Here, to make authentication mechanisms practical, they must have functions to handle clients that lose their eligibilities and that forget their secrets necessary for the authentications (e.g. passwords), in addition to the basic authentication functions. Also in systems where clients are anonymous they may behave dishonestly after they had authenticated successfully, therefore it is desirable that the mechanisms can identify dishonest clients despite that they are anonymous. Then, requirements for anonymous authentication mechanisms can be summarized as below, they are

  • 1.

    Only authorized clients are successfully authenticated.
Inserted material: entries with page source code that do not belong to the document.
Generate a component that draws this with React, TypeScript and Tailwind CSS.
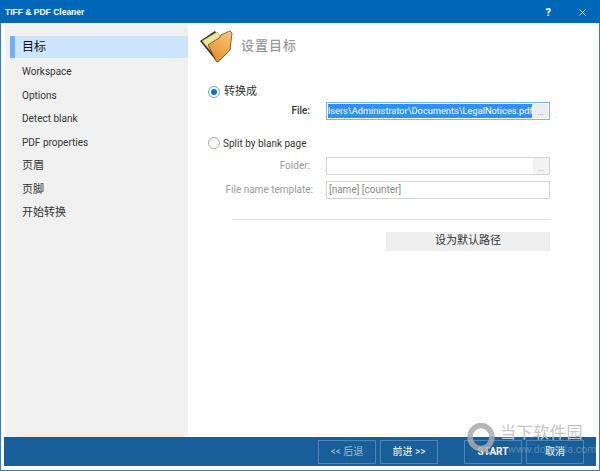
import { X } from 'lucide-react';

const font = "font-['Roboto','Noto_Sans_CJK_SC',sans-serif]";

const navItems = [
  { label: 'Workspace', cjk: false },
  { label: 'Options', cjk: false },
  { label: 'Detect blank', cjk: false },
  { label: 'PDF properties', cjk: false },
  { label: '页眉', cjk: true },
  { label: '页脚', cjk: true },
  { label: '开始转换', cjk: true },
];

function FolderIcon() {
  return (
    <svg width="33" height="33" viewBox="0 0 33 33">
      <defs>
        <linearGradient id="folderFront" x1="0.8" y1="0" x2="0.2" y2="1">
          <stop offset="0" stopColor="#f8c57a" />
          <stop offset="1" stopColor="#e8892a" />
        </linearGradient>
      </defs>
      <path d="M0 11 L15 1 L28 20 L17 32 Z" fill="#2e2a1c" />
      <path d="M2 11 L17 2 L26 14 L13 24 Z" fill="#e8e89c" stroke="#a8a468" strokeWidth="0.5" />
      <path d="M8 15 L19 8 L21 5 L30 1 L32 3 L30 20 L18 32 L16 31 Z" fill="url(#folderFront)" stroke="#6b4310" strokeWidth="0.8" />
    </svg>
  );
}

function Radio({ checked }: { checked?: boolean }) {
  return (
    <span
      className={`flex h-[12px] w-[12px] shrink-0 items-center justify-center rounded-full border bg-white ${
        checked ? 'border-[#5aa7e8]' : 'border-[#a8a8a8]'
      }`}
    >
      {checked && <span className="h-[6px] w-[6px] rounded-full bg-[#0a6fd0]" />}
    </span>
  );
}

function FooterButton({ label, dim, bold }: { label: string; dim?: boolean; bold?: boolean }) {
  return (
    <div
      className={`flex h-[24px] w-[58px] items-center justify-center border border-[#4f86b3] text-[10px] ${
        dim ? 'text-[#9dbcd6]' : 'text-white'
      } ${bold ? 'font-bold' : ''}`}
    >
      {label}
    </div>
  );
}

function Watermark() {
  return (
    <div className="absolute left-[467px] top-[423px] flex items-start gap-[4px]">
      <svg width="29" height="32" viewBox="0 0 29 32">
        <ellipse cx="14" cy="14" rx="11" ry="11.5" fill="none" stroke="#a9a9a9" strokeWidth="5.5" opacity="0.85" />
        <path d="M17 23 L25 32 L11 27 Z" fill="#a9a9a9" opacity="0.85" />
      </svg>
      <div className="flex flex-col">
        <span className="text-[16px] leading-[19px] tracking-[0.6px] text-[#c4c4c4]">当下软件园</span>
        <span className="mt-[2px] pl-[8px] text-[10.5px] leading-[12px] text-[#8fb0cc] opacity-50">www.downxia.com</span>
      </div>
    </div>
  );
}

export default function App() {
  return (
    <div className={`relative flex h-[471px] w-[600px] flex-col overflow-hidden bg-[#2d83c9] ${font}`}>
      <div className="flex h-[23px] shrink-0 items-center justify-between bg-[#0067b8] pl-[5px] pr-[12px] pt-[1px]">
        <span className="font-['Liberation_Sans',sans-serif] text-[8.5px] font-bold text-white">TIFF &amp; PDF Cleaner</span>
        <div className="flex items-center gap-[26px]">
          <span className="text-[11px] font-bold leading-none text-white">?</span>
          <X className="h-[11px] w-[11px] text-white" strokeWidth={1.5} />
        </div>
      </div>

      <div className="mx-[1px] mb-[1px] flex min-h-0 flex-1 flex-col bg-white">
        <div className="flex min-h-0 flex-1 pl-[4px] pt-[2px]">
          <aside className="flex w-[183px] shrink-0 flex-col bg-[#f0f0f0] pl-[5px] pt-[11px] text-[#333]">
            <div className="flex h-[22px] items-center border-l-[5px] border-[#6db2f5] bg-[#cce4fc] pl-[7px] text-[12px] text-[#111]">
              目标
            </div>
            <div className="mt-[2px] flex flex-col">
              {navItems.map(item => (
                <div
                  key={item.label}
                  className={`flex h-[23.6px] items-center pl-[12px] ${item.cjk ? 'text-[11px]' : 'text-[10px]'}`}
                >
                  {item.label}
                </div>
              ))}
            </div>
          </aside>

          <main className="flex min-w-0 flex-1 flex-col pl-[12px] pr-[49px] pt-[5px]">
            <div className="flex items-center gap-[8px]">
              <FolderIcon />
              <span className="mb-[2px] text-[13px] font-medium tracking-[1px] text-[#999]">设置目标</span>
            </div>

            <div className="mt-[21px] flex items-center gap-[4px] pl-[8px] text-[11px] text-[#333]">
              <Radio checked />
              <span>转换成</span>
            </div>

            <div className="mt-[1px] flex items-center">
              <span className="w-[126px] shrink-0 pr-[16px] text-right text-[10px] font-medium text-[#333]">File:</span>
              <div className="flex h-[18px] flex-1 items-center gap-[1px] overflow-hidden border border-[#7db5ec] bg-white pl-[1px] pr-[1px]">
                <span className="min-w-0 flex-1 overflow-hidden whitespace-nowrap bg-[#3390f0] text-[9.25px] leading-[14px] text-white">
                  lsers\Administrator\Documents\LegalNotices.pdf
                </span>
                <span className="flex h-[14px] w-[15px] shrink-0 items-end justify-center bg-[#ececec] text-[8px] leading-[10px] text-[#999]">
                  ...
                </span>
              </div>
            </div>

            <div className="mt-[16px] flex items-center gap-[3px] pl-[8px] text-[10px] text-[#333]">
              <Radio />
              <span>Split by blank page</span>
            </div>

            <div className="mt-[6px] flex items-center">
              <span className="w-[126px] shrink-0 pr-[16px] text-right text-[10px] text-[#999]">Folder:</span>
              <div className="flex h-[18px] flex-1 items-center justify-end border border-[#d4d4d4] bg-white">
                <span className="flex h-[16px] w-[16px] items-end justify-center bg-[#f2f2f2] text-[8px] leading-[11px] text-[#999]">
                  ...
                </span>
              </div>
            </div>

            <div className="mt-[6px] flex items-center">
              <span className="w-[126px] shrink-0 pr-[13px] text-right text-[10px] text-[#999]">File name template:</span>
              <div className="flex h-[18px] flex-1 items-center border border-[#d4d4d4] bg-white pl-[2px] text-[10px] text-[#888]">
                [name] [counter]
              </div>
            </div>

            <div className="ml-[32px] mt-[20px] h-[1px] bg-[#dcdcdc]" />

            <div className="mt-[12px] flex justify-end">
              <div className="flex h-[19px] w-[164px] items-center justify-center bg-[#eeeeee] text-[11px] text-[#333]">
                设为默认路径
              </div>
            </div>
          </main>
        </div>

        <footer className="mx-[3px] mb-[4px] flex h-[29px] shrink-0 items-center justify-end gap-[4px] bg-[#185f9a] pr-[12px]">
          <FooterButton label="<< 后退" dim />
          <div className="mr-[22px]">
            <FooterButton label="前进 >>" />
          </div>
          <FooterButton label="START" bold />
          <FooterButton label="取消" />
        </footer>
      </div>

      <Watermark />
    </div>
  );
}
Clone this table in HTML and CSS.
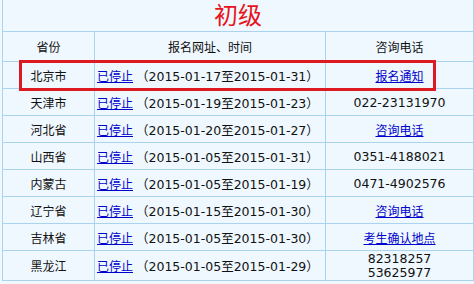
FILE: index.html
```html
<!DOCTYPE html>
<html lang="zh-CN">
<head>
<meta charset="utf-8">
<title>初级</title>
<link rel="stylesheet" href="styles.css">
</head>
<body>
<div class="wrap">
  <div class="grid">
    <div class="cell title">初级</div>
    <div class="cell head">省份</div>
    <div class="cell head">报名网址、时间</div>
    <div class="cell head">咨询电话</div>

    <div class="cell prov">北京市</div>
    <div class="cell date"><a href="#">已停止</a> <span class="range">（2015-01-17至2015-01-31）</span></div>
    <div class="cell tel"><a href="#">报名通知</a></div>

    <div class="cell prov">天津市</div>
    <div class="cell date"><a href="#">已停止</a> <span class="range">（2015-01-19至2015-01-23）</span></div>
    <div class="cell tel">022-23131970</div>

    <div class="cell prov">河北省</div>
    <div class="cell date"><a href="#">已停止</a> <span class="range">（2015-01-20至2015-01-27）</span></div>
    <div class="cell tel"><a href="#">咨询电话</a></div>

    <div class="cell prov">山西省</div>
    <div class="cell date"><a href="#">已停止</a> <span class="range">（2015-01-05至2015-01-31）</span></div>
    <div class="cell tel">0351-4188021</div>

    <div class="cell prov">内蒙古</div>
    <div class="cell date"><a href="#">已停止</a> <span class="range">（2015-01-05至2015-01-19）</span></div>
    <div class="cell tel">0471-4902576</div>

    <div class="cell prov">辽宁省</div>
    <div class="cell date"><a href="#">已停止</a> <span class="range">（2015-01-15至2015-01-30）</span></div>
    <div class="cell tel"><a href="#">咨询电话</a></div>

    <div class="cell prov">吉林省</div>
    <div class="cell date"><a href="#">已停止</a> <span class="range">（2015-01-05至2015-01-30）</span></div>
    <div class="cell tel"><a href="#">考生确认地点</a></div>

    <div class="cell prov">黑龙江</div>
    <div class="cell date"><a href="#">已停止</a> <span class="range">（2015-01-05至2015-01-29）</span></div>
    <div class="cell tel multi">82318257<br>53625977</div>
  </div>
  <div class="highlight"></div>
</div>
</body>
</html>
```
FILE: styles.css
```css
html, body {
  margin: 0;
  padding: 0;
  background: #eff8ff;
}
body {
  font-family: "DejaVu Sans", "Noto Sans CJK SC", sans-serif;
  font-size: 12.5px;
  color: #111;
}
.wrap {
  position: relative;
  margin-left: 2px;
  width: 472px;
}
.grid {
  display: grid;
  grid-template-columns: 91px 230px 147px;
  grid-template-rows: 31px 29px repeat(7, 26px) 29px;
  gap: 1px;
  padding: 0 1px 1px 1px;
  background: #a9d3ef;
}
.cell {
  background: #eff8ff;
  display: flex;
  align-items: center;
  justify-content: center;
  white-space: nowrap;
}
.title {
  grid-column: 1 / -1;
  align-items: flex-start;
  color: #e8141c;
  font-family: "Noto Sans CJK SC", sans-serif;
  font-size: 24px;
  line-height: 1.15;
}
.head {
  font-family: "Noto Sans CJK SC", sans-serif;
  font-size: 12px;
}
.prov {
  font-family: "Noto Sans CJK SC", sans-serif;
  font-size: 12px;
}
.date {
  justify-content: flex-start;
  padding-left: 2px;
  gap: 3px;
}
.date a, .tel a {
  font-family: "Noto Sans CJK SC", sans-serif;
  font-size: 12px;
}
a {
  color: #0000cc;
  text-decoration: underline;
}
.multi {
  line-height: 14px;
  text-align: center;
}
.highlight {
  position: absolute;
  left: 17px;
  top: 60px;
  width: 411px;
  height: 25px;
  border: 3px solid #dd1a22;
}
```
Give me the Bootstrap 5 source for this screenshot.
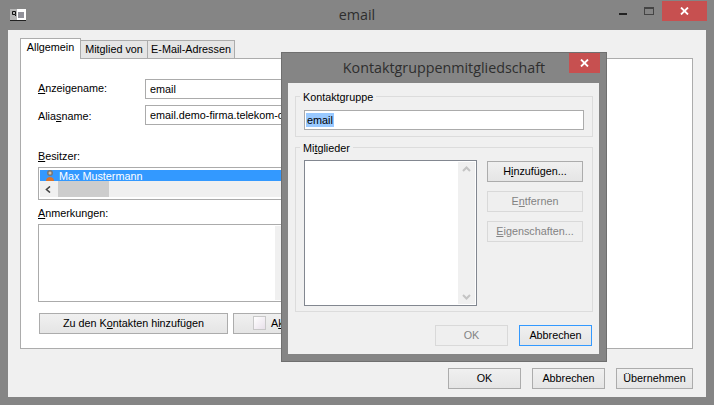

This requirement is intensified to untransferability, i.e.

    • a.

      Clients cannot give secrets necessary for authentications to others without losing their eligibilities, or

    • b.

      Anyone cannot impersonate an authorized client by stealing or being informed of secrets necessary for authentications,

  • 2.

    No one except a client itself can know the identity of the client that is being authenticated,

  • 3.

    No one except a client itself can link a sequence of its past authentication requests,

  • 4.

    The server can invalidate eligibilities of clients that secede from the service providing system even without carrying out seceding procedures adequately,

  • 5.

    The server can handle clients that forget their secrets necessary for their authentications, and

  • 6.

    Although clients are anonymous, the server can identify clients that behaved dishonestly after they had been authenticated successfully, without revealing any privacy of other honest clients.

Among the above requirements, the 3rd and the 6th requirements are not essential, but strongly desirable. Although S cannot directly identify clients that had requested individual authentications even the 3rd requirement is not satisfied, a set of authentication requests from the same client suggest the identity of the client in many cases. Also, anonymous systems make entities cause various kinds of dishonest events much easier than usual systems do because entities are anonymous; therefore the capabilities of identifying dishonest clients are highly desired. Fortunately, any anonymous authentication mechanism can be made satisfy this requirement by exploiting dishonest entity detection mechanisms discussed in sections “Tokens” and “Anonymous Tags” in Part II. Namely, provided that dishonest events are detectable during clients are receiving services, S can identify dishonest clients by using anonymous tokens, and by using homomorphic anonymous tokens or anonymous tag based tokens S can identify them even if dishonest events are detected after the completions of services.